What was the on-the-ground response to your project?
Zehtabchi: Logistically speaking, the second we would drive up to the villages in our production van, we would have people flocking to us. I remember we had one situation where there was a villager, he was a belligerent drunk one day, and he had heard that we were coming to film. He didn’t like what we were doing. He [would] shout and try to round everyone up to kick us out. So we had to leave, and we didn’t return until he was gone.
What else ended up helping you in developing the story?
Zehtabchi: I was definitely shocked that I felt so uncomfortable being a woman there. We would have to leave the villages right as the sun was going down. We had us a wonderful sound guy. His name was Sunil Kumar, and he was local. I remember one day, we wanted to get some B-roll as the sun was going down, and I was about to go. Sunil just looked at me and said, “You stay here.” I didn’t understand why I couldn’t come, but he was like, “No, no, no, not safe. Stay.” So I had to sit in the house and wait for Sam and Sunil while they shot B-roll.
In your film, you were able to demonstrate that women do have some opportunity to make a better life for themselves in India through one of your subjects, Sneha. Can you talk about Sneha?
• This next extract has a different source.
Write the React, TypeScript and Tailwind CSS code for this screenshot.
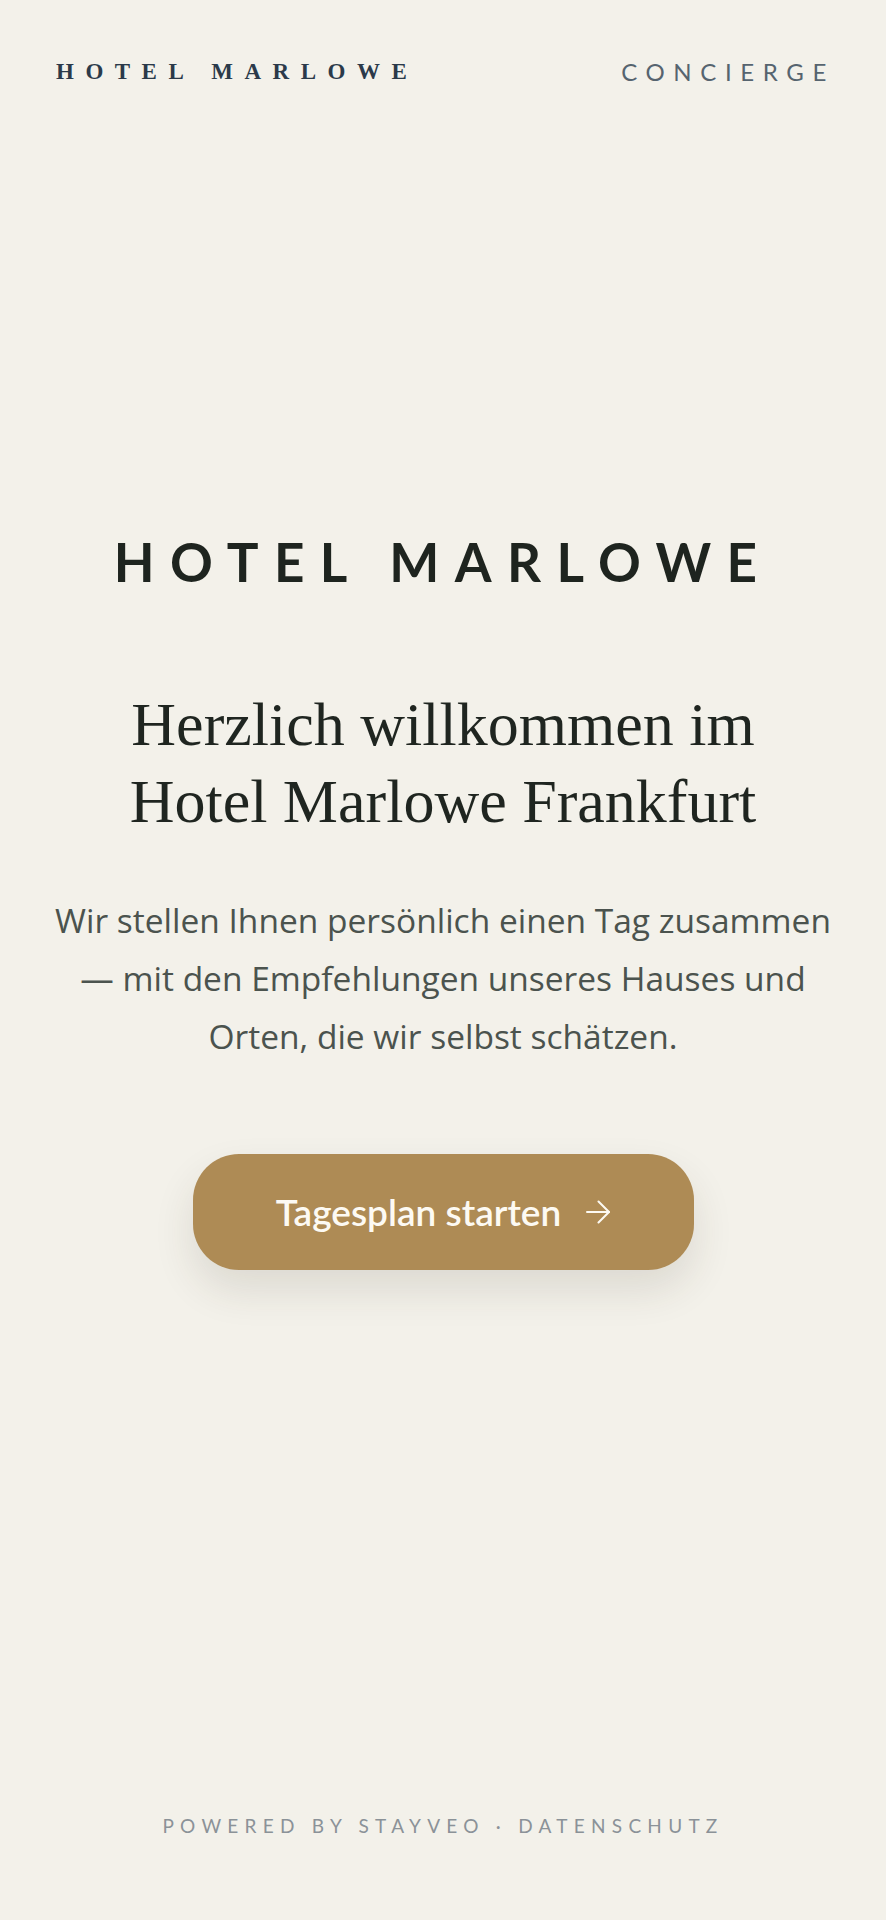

Zehtabchi: Sneha stood out to us right from the very beginning. The first time we met her, she was wearing tennis shoes and track pants. She even commented in one of the interviews that people had made fun of her her whole life because she didn’t dress in traditional feminine Indian garb. Although, I will add that when we started talking to Sneha about menstruation, she was closed off. Even as strong a personality as she was. By the second time we came back to India, six months after the pad machine had been installed, we saw a completely transformed Sneha. At that point she was already working full-time on the pad machine, earning wages and putting those wages toward her schooling for the police force. She just pulled me and Sam into the pad machine room, the first day [we returned] and showed us how to make pads. It was pretty crazy to see that even Sneha, who was one of our strongest characters, was still struggling with the concept of menstruation early on.
Did being in a relationship affect your filmmaking?
Zehtabchi: We weren’t even together the first trip [to India].
Davis: So, the very first day in the village, the village women dressed Rayka in a wedding sari. And all these unmarried, Indian men were—
Zehtabchi: Lining up.
Davis: A couple of the girls were definitely interested in Rayka marrying their brothers.
Zehtabchi: I think that forced Sam to jump into action.
How have your lives changed since Period. End of Sentence has received the attention it has?
Zehtabchi: Well, there’s been a lot of press. And, we released the film on Netflix. All of a sudden you wake up one morning and see that literally an entire country, with a billion people, are backing your short film. It seems India is so hungry for these conversations.
Davis: We learned that we want to make more documentaries together. I mean what cooler thing to do with your filmmaker girlfriend than travel the world, making films where you know you’re causing an actual, tangible shift for the better in the world.
Zehtabchi: There’s millions of stories about menstruation, and I just think that we need to hear women’s voices and we need to learn about their experiences. That’s the only way we’re going to get rid of this taboo worldwide.